祈りの小箱(226)『悪魔との戦い』


『悪魔との戦い』
 イエズス会創立者、聖イグナチオは『霊操』という本の中で「二つの旗」という祈り方を紹介しています。バビロンの荒野に悪魔の軍団とイエス・キリストの軍団が対峙しているところを祈りの中で生々しく想像し、自分はどちらの側につくかを決めるという祈りです。『霊操』の中で、イグナチオは悪魔がどんな策略を使って人間を破滅させるかも克明に紹介しています。
 悪魔とイエス・キリストが対峙する戦場、それは実は、バビロンではなくわたしたち自身の心の中にあるとわたしは思います。わたしたちの心こそが、悪魔とイエス・キリストの対峙する決戦場なのです。悪魔はまずわたしたちにさまざまなものを与えて思いあがらせることから始めます。そして、わたしたちを思いあがらせ、傲慢な心で神に背き、自分の欲望の赴くままに行動するように仕向けるのです。やがてわたしたちは、自分の思った通りにならない相手に対して腹を立て、憎しみを抱くようになります。わたしたちが憎しみのままに行動し、相手と戦い続ける地獄に落ちるなら、それは悪魔の勝利です。
 もしイエス・キリストの陣営に入って神のために戦いたいなら、憎しみに対して愛で立ち向かうしかありません。謙遜な心で相手と向かい合い、相手の欠点ではなくよいところを見ること、何があっても愛し抜くことで、相手と自分を滅ぼそうとしている悪魔と戦うのです。悪魔を倒すために、愛以上の武器はありません。もしわたしたちが相手に対して憎しみの炎を燃やすなら、相手の心の中にすでに入り込んで荒れ狂っている悪魔は大喜びするでしょう。憎しみの炎以上に、悪魔を喜ばせるものはないのです。燃え上がった憎しみの炎は、相手とわたしたちを焼き尽くすまで消えないでしょう。
 ですが、もしわたしたちが憎しみを抱かず、穏やかな愛によって相手を包み込もうとするなら、相手の心の中にいる悪魔は大変に困ります。穏やかな愛は、悪魔がせっかく燃え上がらせた憎しみの炎を弱めてしまうからです。憎しみの炎が弱まり、悪魔の勢力が衰えると、相手の心の奥底にいて劣勢に立たされていた愛の勢力、すべての人間の心の中におられるイエス・キリストが力を取り戻します。劣勢に立たされていた愛の軍勢が力を得て内側らからも悪魔の陣営に攻め込むとき、ついに悪魔は相手の心から逃げ出さざるを得なくなります。こうして、わたしたちが憎しみに対して愛で立ち向かうとき、神が勝利するのです。

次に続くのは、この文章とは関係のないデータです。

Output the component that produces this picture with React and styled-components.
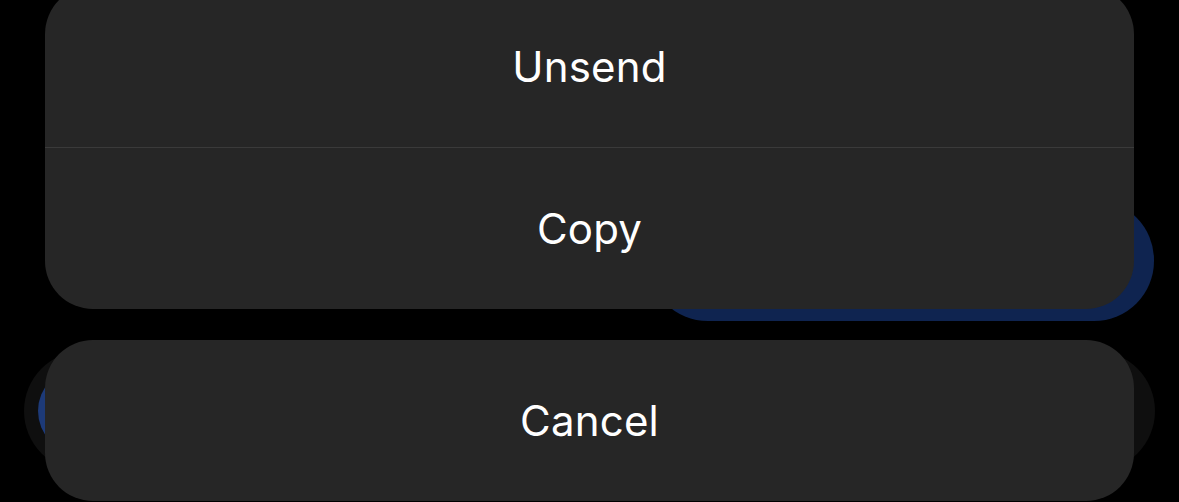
import React from "react";
import styled, { createGlobalStyle } from "styled-components";

const Global = createGlobalStyle`
  html, body { margin: 0; padding: 0; background: #000; }
  body { font-family: Inter, "Noto Sans", "Liberation Sans", sans-serif; -webkit-font-smoothing: antialiased; }
`;

const Screen = styled.div`
  position: relative;
  width: 1179px;
  height: 502px;
  overflow: hidden;
  background: #000;
`;

const Chat = styled.div`
  display: flex;
  flex-direction: column;
  height: 100%;
`;

const BubbleRow = styled.div`
  display: flex;
  justify-content: flex-end;
  padding: 200px 25px 0 0;
`;

const Bubble = styled.div`
  width: 506px;
  height: 121px;
  border-radius: 60px;
  background: #0f2450;
`;

const InputBar = styled.div`
  display: flex;
  align-items: center;
  margin: 30px 24px 0;
  height: 120px;
  border-radius: 60px;
  background: #0f0f0f;
  padding-left: 14px;
`;

const SendDot = styled.div`
  width: 86px;
  height: 86px;
  border-radius: 50%;
  background: #1d3a78;
`;

const Sheet = styled.div`
  position: absolute;
  top: -14px;
  left: 45px;
  right: 45px;
  display: flex;
  flex-direction: column;
  gap: 31px;
`;

const Group = styled.div`
  display: flex;
  flex-direction: column;
  background: #262626;
  border-radius: 48px;
  overflow: hidden;
`;

const Divider = styled.div`
  height: 1px;
  background: #3a3a3a;
`;

const Action = styled.button`
  all: unset;
  box-sizing: border-box;
  display: flex;
  align-items: center;
  justify-content: center;
  height: 161px;
  color: #fff;
  font-family: Inter, "Noto Sans", "Liberation Sans", sans-serif;
  font-size: 42px;
  font-weight: 400;
  letter-spacing: 0.2px;
  cursor: pointer;
`;

export default function App() {
  return (
    <>
      <Global />
      <Screen>
        <Chat>
          <BubbleRow>
            <Bubble />
          </BubbleRow>
          <InputBar>
            <SendDot />
          </InputBar>
        </Chat>
        <Sheet>
          <Group>
            <Action>Unsend</Action>
            <Divider />
            <Action>Copy</Action>
          </Group>
          <Group>
            <Action>Cancel</Action>
          </Group>
        </Sheet>
      </Screen>
    </>
  );
}
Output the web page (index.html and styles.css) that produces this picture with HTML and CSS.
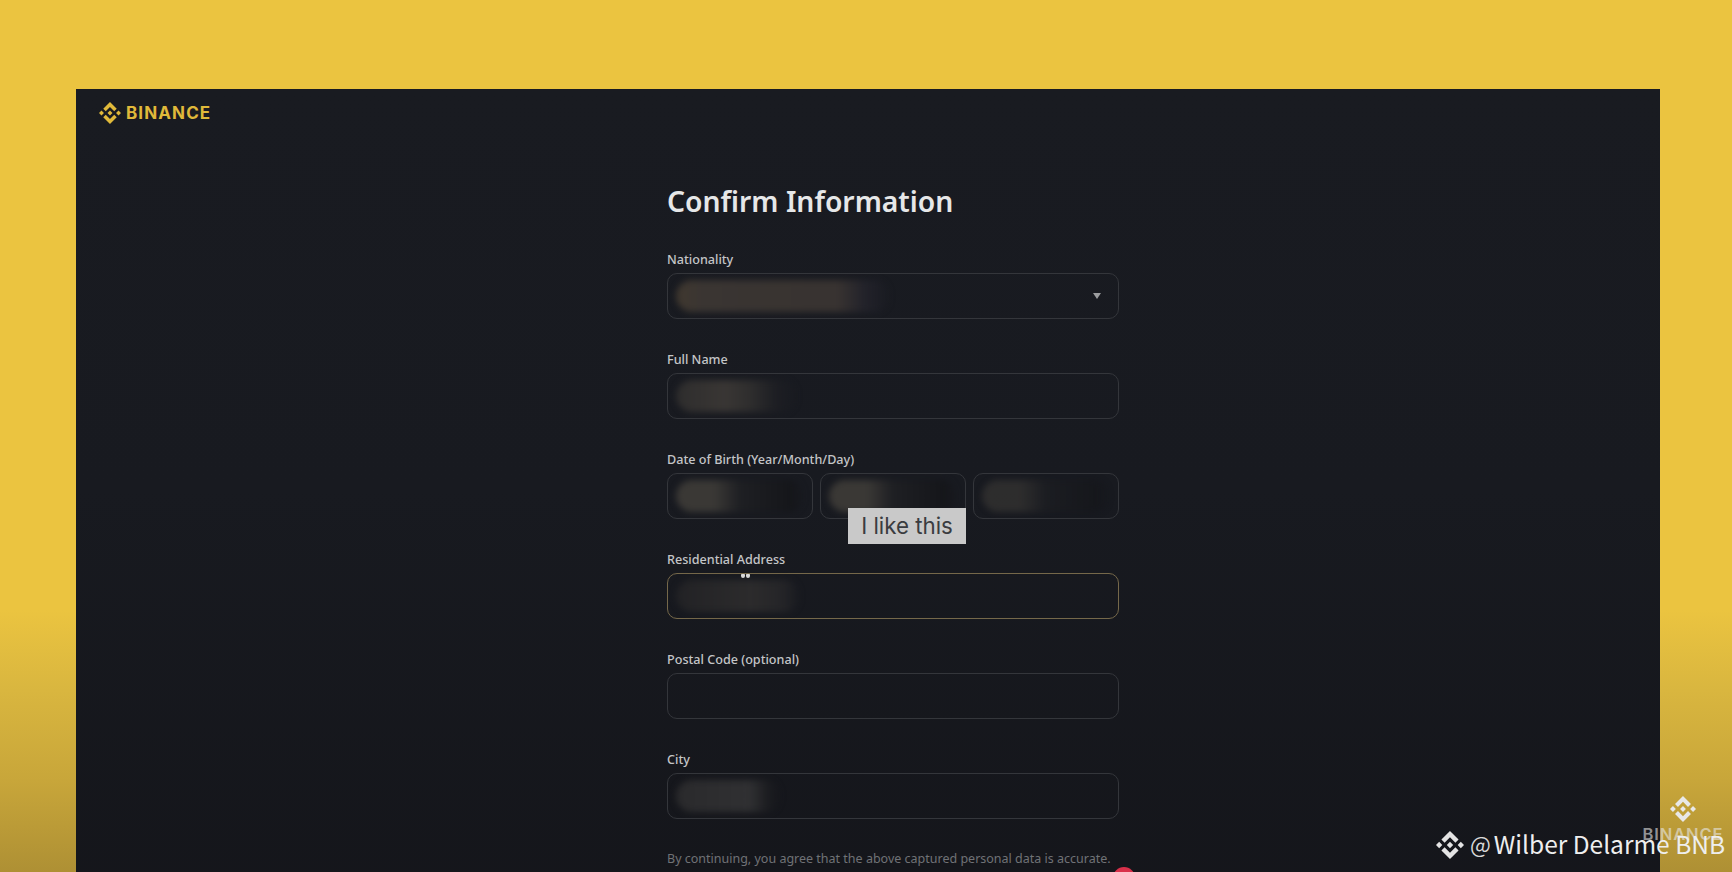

 大切なのは、「自分が勝つか、相手が勝つか」ということではありません。悪魔が勝つか、神様が勝つかということです。憎しみが勝つのか、愛が勝つのか。わたしたちはどちらの陣営につき、どちらを勝たせたいと願っているのか。それが問われているのです。何があっても神の側につき、愛を守り抜くと、堅く決心できるよう祈りましょう。